George Orwell, roughly contemporary to Mahatma Gandhi and having served in India himself, admired Gandhi’s character but was supremely critical of his pacifism. The reason for this was quite simple. When European Jews were being led to their slaughter in death camps during the Second World War, Gandhi’s only advice was that they serve as martyrs, not that the nations of the world should protect or deliver them from death. Orwell’s anger, let us admit, was well placed.

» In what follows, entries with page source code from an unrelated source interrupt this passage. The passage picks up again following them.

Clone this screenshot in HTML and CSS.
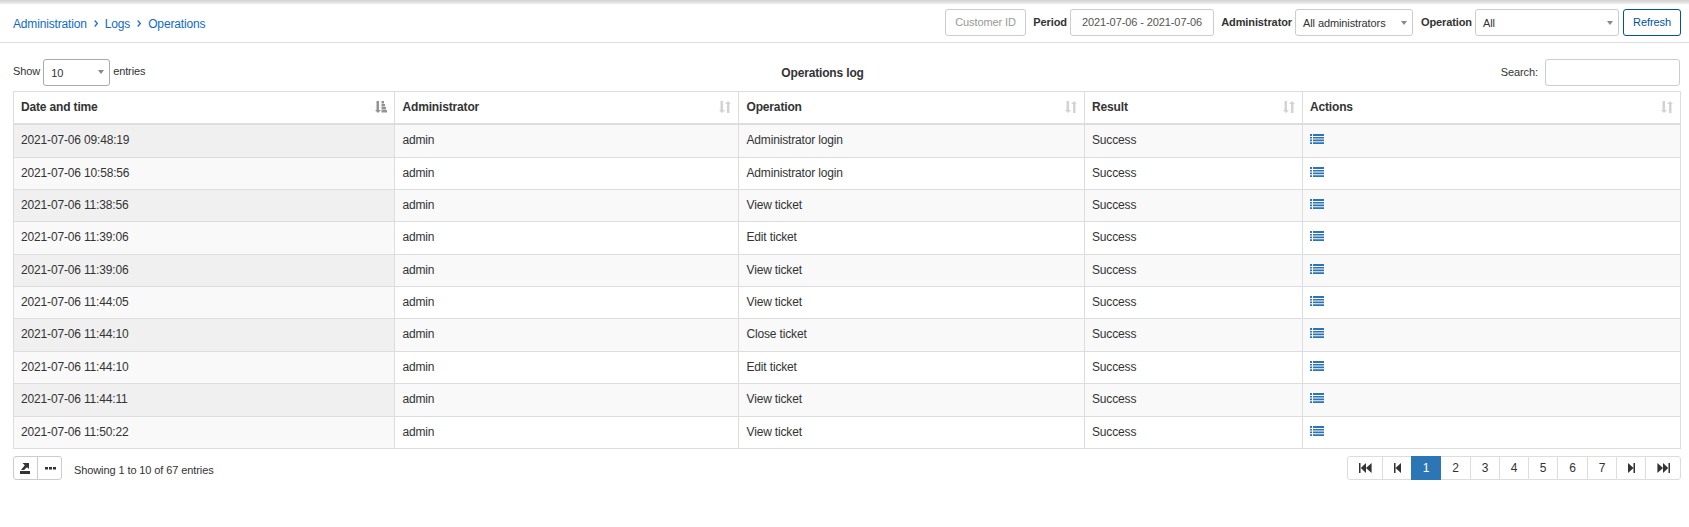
FILE: index.html
```html
<!DOCTYPE html>
<html lang="en">
<head>
<meta charset="utf-8">
<title>Operations log</title>
<link rel="stylesheet" href="styles.css">
</head>
<body>
<svg class="defs" width="0" height="0">
  <symbol id="list" viewBox="0 0 14 10"><path d="M0 0h2v2H0zM3 0h11v2H3zM0 3h2v1.6H0zM3 3h11v1.6H3zM0 5.6h2v1.6H0zM3 5.6h11v1.6H3zM0 8.2h2V10H0zM3 8.2h11V10H3z"/></symbol>
  <symbol id="sort" viewBox="0 0 12 12"><path d="M1.5 0h2.5v9h2L3 12 0 9h1.5zM8 12h2.5V3H12L9 0 6 3h2z"/></symbol>
  <symbol id="sorted" viewBox="0 0 12 12"><path d="M1.5 0h2.5v9h2L3 12 0 9h1.5zM6.5 0h2.5v2.4h-2.5zM6.5 3h3.5v2.4h-3.5zM6.5 6H11v2.4H6.5zM6.5 9H12v2.4H6.5z"/></symbol>
  <symbol id="first" viewBox="0 0 13 10"><path d="M0 0h1.5v10H0zM7 0v10L1.8 5zM12.6 0v10L7 5z"/></symbol>
  <symbol id="prev" viewBox="0 0 7 10"><path d="M0 0h1.5v10H0zM7 0v10L1.5 5z"/></symbol>
  <symbol id="export" viewBox="0 0 10 11"><path d="M0 8h10v3H0zM2.5 0H9v6L7 4.2 4 7H1l3.8-4.8z"/></symbol>
</svg>
<header class="topbar">
  <nav class="crumbs">
    <a>Administration</a><svg class="chev" viewBox="0 0 4 7"><path d="M.7.5l2.6 3-2.6 3"/></svg><a>Logs</a><svg class="chev" viewBox="0 0 4 7"><path d="M.7.5l2.6 3-2.6 3"/></svg><a>Operations</a>
  </nav>
  <form class="filters">
    <span class="field customer">Customer ID</span>
    <label class="l-period">Period</label><span class="field period">2021-07-06 - 2021-07-06</span>
    <label class="l-admin">Administrator</label><span class="field select admins">All administrators<i class="caret"></i></span>
    <label class="l-op">Operation</label><span class="field select ops">All<i class="caret"></i></span>
    <span class="field refresh">Refresh</span>
  </form>
</header>
<main class="content">
  <div class="toolbar">
    <div class="length">Show <span class="field select count">10<i class="caret"></i></span> entries</div>
    <h1>Operations log</h1>
    <div class="search">Search: <span class="field"></span></div>
  </div>
  <table class="log">
    <colgroup><col class="c1"><col class="c2"><col class="c3"><col class="c4"><col class="c5"></colgroup>
    <thead><tr>
      <th><div>Date and time<svg class="active"><use href="#sorted"/></svg></div></th>
      <th><div>Administrator<svg><use href="#sort"/></svg></div></th>
      <th><div>Operation<svg><use href="#sort"/></svg></div></th>
      <th><div>Result<svg><use href="#sort"/></svg></div></th>
      <th><div>Actions<svg><use href="#sort"/></svg></div></th>
    </tr></thead>
    <tbody>
      <tr class="tall"><td>2021-07-06 09:48:19</td><td>admin</td><td>Administrator login</td><td>Success</td><td><svg><use href="#list"/></svg></td></tr>
      <tr><td>2021-07-06 10:58:56</td><td>admin</td><td>Administrator login</td><td>Success</td><td><svg><use href="#list"/></svg></td></tr>
      <tr><td>2021-07-06 11:38:56</td><td>admin</td><td>View ticket</td><td>Success</td><td><svg><use href="#list"/></svg></td></tr>
      <tr class="tall"><td>2021-07-06 11:39:06</td><td>admin</td><td>Edit ticket</td><td>Success</td><td><svg><use href="#list"/></svg></td></tr>
      <tr><td>2021-07-06 11:39:06</td><td>admin</td><td>View ticket</td><td>Success</td><td><svg><use href="#list"/></svg></td></tr>
      <tr><td>2021-07-06 11:44:05</td><td>admin</td><td>View ticket</td><td>Success</td><td><svg><use href="#list"/></svg></td></tr>
      <tr class="tall"><td>2021-07-06 11:44:10</td><td>admin</td><td>Close ticket</td><td>Success</td><td><svg><use href="#list"/></svg></td></tr>
      <tr><td>2021-07-06 11:44:10</td><td>admin</td><td>Edit ticket</td><td>Success</td><td><svg><use href="#list"/></svg></td></tr>
      <tr class="tall"><td>2021-07-06 11:44:11</td><td>admin</td><td>View ticket</td><td>Success</td><td><svg><use href="#list"/></svg></td></tr>
      <tr><td>2021-07-06 11:50:22</td><td>admin</td><td>View ticket</td><td>Success</td><td><svg><use href="#list"/></svg></td></tr>
    </tbody>
  </table>
  <footer class="bottom">
    <div class="tools"><span><svg class="export"><use href="#export"/></svg></span><span><svg class="dots" viewBox="0 0 11 3"><path d="M0 0h3v2.5H0zM4 0h3v2.5H4zM8 0h3v2.5H8z"/></svg></span></div>
    <div class="info">Showing 1 to 10 of 67 entries</div>
    <div class="pager">
      <span class="end"><svg class="two"><use href="#first"/></svg></span><span class="step"><svg class="one"><use href="#prev"/></svg></span><span class="current">1</span><span>2</span><span>3</span><span>4</span><span>5</span><span>6</span><span>7</span><span><svg class="one flip"><use href="#prev"/></svg></span><span class="end"><svg class="two flip"><use href="#first"/></svg></span>
    </div>
  </footer>
</main>
</body>
</html>
```
FILE: styles.css
```css
* { box-sizing: border-box; }
body { margin: 0; background: #fff; color: #333; font: 12px/17px "Liberation Sans", Arial, sans-serif; letter-spacing: -0.16px; }
svg { display: block; fill: currentColor; }
.defs { position: absolute; }
.topbar { height: 43px; padding: 9px 8px 0 13px; display: flex; justify-content: space-between; border-bottom: 1px solid #ddd; background: linear-gradient(#d3d3d3, #dedede 2px, #fff 5px); }
.crumbs { display: flex; align-items: center; height: 29px; padding-top: 1px; color: #0f6ac7; }
.chev { width: 4px; height: 7px; margin: -2px 8px 0 7px; fill: none; stroke: #1a75cf; stroke-width: 1.3; }
.crumbs a:not(:first-child) { margin-left: -1px; }
.filters, .toolbar, .info { font-size: 11px; letter-spacing: -0.1px; }
.filters { display: flex; align-items: flex-start; }
.filters label { font-weight: bold; line-height: 27px; text-align: right; white-space: nowrap; }
.field { display: flex; align-items: center; justify-content: center; height: 27px; border: 1px solid #ccc; border-radius: 3px; white-space: nowrap; background: #fff; }
.customer { width: 81px; color: #999; }
.period { width: 144px; color: #555; }
.l-period { width: 41px; margin-right: 3px; }
.l-admin { width: 78px; margin-right: 3px; }
.l-op { width: 59px; margin-right: 3px; }
.select { justify-content: space-between; padding: 2px 5px 0 7px; }
.caret { border: 3.5px solid transparent; border-top: 4px solid #888; border-bottom: 0; margin-bottom: 1px; }
.admins { width: 118px; }
.ops { width: 144px; margin-right: 4px; }
.refresh { width: 58px; border-color: #00549b; color: #00549b; }
.content { padding: 16px 8px 0 13px; }
.toolbar { display: grid; grid-template-columns: 1fr auto 1fr; height: 32px; }
.length { display: flex; gap: 3px; line-height: 25px; }
.count { width: 67px; border-color: #aaa; }
.count .caret { margin-bottom: 3px; }
.toolbar h1 { margin: 0 49px 0 0; font-size: 12px; line-height: 29px; letter-spacing: -0.16px; }
.search { display: flex; justify-content: flex-end; gap: 7px; line-height: 27px; padding-right: 1px; }
.search .field { width: 135px; }
.log { width: 1668px; table-layout: fixed; border-collapse: separate; border-spacing: 0; border-top: 1px solid #ddd; border-left: 1px solid #ddd; }
.c1 { width: 381px; }
.c2 { width: 344px; }
.c3 { width: 346px; }
.c4 { width: 218px; }
.c5 { width: 378px; }
.log th, .log td { padding: 0 7px; text-align: left; border-right: 1px solid #ddd; border-bottom: 1px solid #ddd; }
.log tr > :nth-child(2), .log tr > :nth-child(3) { padding-left: 7.5px; }
.log th { height: 33px; border-bottom-width: 2px; padding-bottom: 1px; }
.log th div { display: flex; align-items: center; justify-content: space-between; }
.log th svg { width: 12px; height: 12px; color: #d3d3d3; }
.log th .active { color: #949494; }
.log td { height: 32px; }
.log .tall td { height: 33px; padding-bottom: 2px; }
.log td svg { width: 14px; height: 10px; color: #2b74b5; margin-top: -3px; }
.log .tall svg { margin-top: -2px; }
.log tbody tr:nth-child(odd) { background: #f9f9f9; }
.log tbody tr:nth-child(odd) td:first-child { background: #f0f0f0; }
.log tbody tr:nth-child(even) td:first-child { background: #f9f9f9; }
.bottom { display: flex; padding-top: 7px; }
.tools, .pager { display: flex; height: 24px; border: 1px solid #ccc; border-radius: 3px; }
.tools span, .pager span { display: flex; align-items: center; justify-content: center; }
.tools { width: 49px; }
.tools span { width: 23px; padding-right: 1px; }
.tools span + span { width: 24px; border-left: 1px solid #ccc; padding: 0 0 0 1px; }
.export { width: 10px; height: 11px; }
.dots { width: 11px; height: 3px; }
.info { margin-left: 12px; line-height: 28px; }
.pager { margin-left: auto; border-color: #ddd; }
.pager span { width: 29px; border-right: 1px solid #ddd; padding-top: 1px; }
.pager svg { margin-top: -1px; }
.pager .end { width: 35px; }
.pager .end:last-child { width: 34px; border-right: 0; }
.pager .current { width: 30px; background: #2c76b5; color: #fff; border: 0; margin: -1px 0; }
.pager .step { width: 28px; border-right: 0; }
.pager .current + span, .pager span:nth-child(8) { width: 30px; }
.two { width: 13px; height: 10px; }
.one { width: 7px; height: 10px; }
.flip { transform: scaleX(-1); }
```
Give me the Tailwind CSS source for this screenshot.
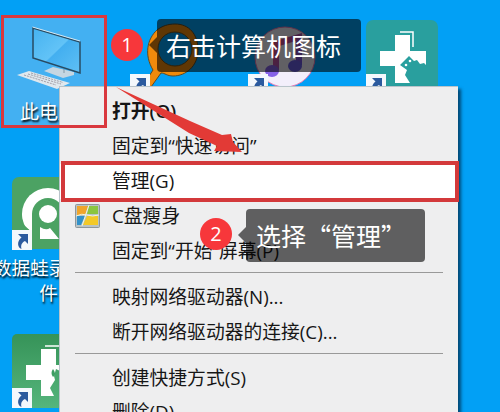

Stanley Hauerwas has had a celebrated career as a theological ethicist and as a card-carrying pacifist. I do not begrudge him. Much of his appeal, in many circles, has been his ability to be provocative. But Dolly Parton has also made a career out of being provocative, and I say this as one who happens to live in the state of Tennessee, not far from “Dollyworld” to which venue multitudes of people flock for entertainment:

I personally yearn for the day when Dolly retires from public view.